# start of Data

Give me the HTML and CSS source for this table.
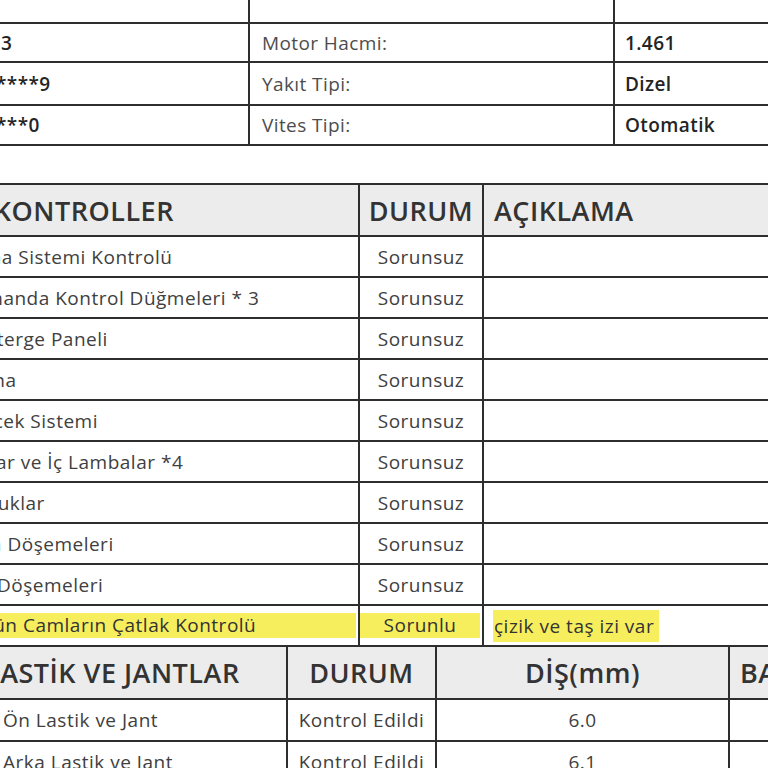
FILE: index.html
```html
<!DOCTYPE html>
<html lang="tr">
<head>
<meta charset="utf-8">
<title>Ekspertiz Raporu</title>
<link rel="stylesheet" href="styles.css">
</head>
<body>
<div class="sheet">
  <table class="info">
    <colgroup><col class="i-a"><col class="i-b"><col class="i-c"></colgroup>
    <tr class="r-top"><td></td><td></td><td></td></tr>
    <tr><td class="val first">34 AB 3</td><td class="lbl">Motor Hacmi:</td><td class="val">1.461</td></tr>
    <tr><td class="val first">*********9</td><td class="lbl">Yakıt Tipi:</td><td class="val">Dizel</td></tr>
    <tr><td class="val first">********0</td><td class="lbl">Vites Tipi:</td><td class="val">Otomatik</td></tr>
  </table>

  <table class="checks">
    <colgroup><col class="c-a"><col class="c-b"><col class="c-c"></colgroup>
    <tr class="head"><th class="name">İÇ KONTROLLER</th><th class="mid">DURUM</th><th class="desc">AÇIKLAMA</th></tr>
    <tr><td class="name">Klima Sistemi Kontrolü</td><td class="mid">Sorunsuz</td><td></td></tr>
    <tr><td class="name">Kumanda Kontrol Düğmeleri * 3</td><td class="mid">Sorunsuz</td><td></td></tr>
    <tr><td class="name">Gösterge Paneli</td><td class="mid">Sorunsuz</td><td></td></tr>
    <tr><td class="name">Korna</td><td class="mid">Sorunsuz</td><td></td></tr>
    <tr><td class="name">Silecek Sistemi</td><td class="mid">Sorunsuz</td><td></td></tr>
    <tr><td class="name">Farlar ve İç Lambalar *4</td><td class="mid">Sorunsuz</td><td></td></tr>
    <tr><td class="name">Koltuklar</td><td class="mid">Sorunsuz</td><td></td></tr>
    <tr><td class="name">Alan Döşemeleri</td><td class="mid">Sorunsuz</td><td></td></tr>
    <tr><td class="name">Yer Döşemeleri</td><td class="mid">Sorunsuz</td><td></td></tr>
    <tr class="warn"><td class="name"><div class="hl-block">Bütün Camların Çatlak Kontrolü</div></td><td class="mid"><div class="hl-block">Sorunlu</div></td><td class="desc"><span class="hl">çizik ve taş izi var</span></td></tr>
  </table>

  <table class="tires">
    <colgroup><col class="t-a"><col class="t-b"><col class="t-c"><col class="t-d"></colgroup>
    <tr class="head"><th class="name">LASTİK VE JANTLAR</th><th class="mid">DURUM</th><th class="mid">DİŞ(mm)</th><th class="last">BASINÇ</th></tr>
    <tr><td class="name">Ön Lastik ve Jant</td><td class="mid">Kontrol Edildi</td><td class="mid">6.0</td><td></td></tr>
    <tr><td class="name">Arka Lastik ve Jant</td><td class="mid">Kontrol Edildi</td><td class="mid">6.1</td><td></td></tr>
  </table>
</div>
</body>
</html>
```

FILE: styles.css
```css
html, body {
  margin: 0;
  padding: 0;
  background: #ffffff;
  overflow: hidden;
  width: 768px;
  height: 768px;
}

.sheet {
  width: 900px;
  margin-left: -60px;
  margin-top: -18px;
  display: flex;
  flex-direction: column;
  font-family: "Open Sans", "Noto Sans", sans-serif;
  color: #404040;
}

table {
  border-collapse: collapse;
  table-layout: fixed;
  width: 900px;
}

td, th {
  border: 2px solid #2e2e2e;
  padding: 0 10px;
  overflow: hidden;
  white-space: nowrap;
  text-align: left;
}

/* info table */
.info .i-a { width: 308px; }
.info .i-b { width: 365px; }
.info .i-c { width: 227px; }
.info tr { height: 41px; }
.info tr:nth-child(2) { height: 39px; }
.info tr:nth-child(3) { height: 43px; }
.info tr:nth-child(4) { height: 40px; }
.info td { font-size: 19px; letter-spacing: 0.4px; }
.info .r-top td { border-top: none; }
.info .lbl { padding-left: 12px; color: #4d4d4d; }
.info .val { font-weight: 600; color: #242424; padding-left: 10px; }
.info .val.first { padding-left: 0; }

/* checks table */
.checks { margin-top: 37px; }
.checks .c-a { width: 418px; }
.checks .c-b { width: 124px; }
.checks .c-c { width: 358px; }

.sheet tr.head { height: 52px; background: #ececec; }
.head th {
  font-size: 27px;
  font-weight: 600;
  color: #333333;
  letter-spacing: 0.5px;
}

.checks tr { height: 41px; }
.checks td { font-size: 19px; letter-spacing: 0.5px; }
.checks .name { padding-left: 19px; }
.checks th.name { padding-left: 18px; }
.checks .mid { text-align: center; padding: 0 4px; }
.checks .desc { padding-left: 10px; }

.warn td { padding-top: 0; padding-bottom: 0; }
.warn td.name, .warn td.mid { padding-left: 0; padding-right: 2px; }
.hl-block {
  background: #f7ee5e;
  height: 25px;
  line-height: 25px;
  color: #333333;
}
.warn td.name .hl-block { padding-left: 19px; }
.hl {
  background: #f7ee5e;
  color: #333333;
  padding: 3px 5px 3px 1px;
}
.warn td.desc { padding-left: 9px; }

/* tires table */
.tires .t-a { width: 346px; }
.tires .t-b { width: 149px; }
.tires .t-c { width: 293px; }
.tires .t-d { width: 112px; }
.tires .head th { border-top: none; }
.tires tr { height: 42px; }
.tires td { font-size: 19px; letter-spacing: 0.5px; }
.tires th.name { padding-left: 43px; }
.tires td.name { padding-left: 61px; }
.tires .mid { text-align: center; padding: 0 4px; }
.tires .last { padding-left: 10px; }
```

# end of Data

_Your task_
Return each line of the data that contains the string "table".

_The reply_
Give me the HTML and CSS source for this table.
  <table class="info">
  </table>
  <table class="checks">
  </table>
  <table class="tires">
  </table>
table {
  table-layout: fixed;
/* info table */
/* checks table */
/* tires table */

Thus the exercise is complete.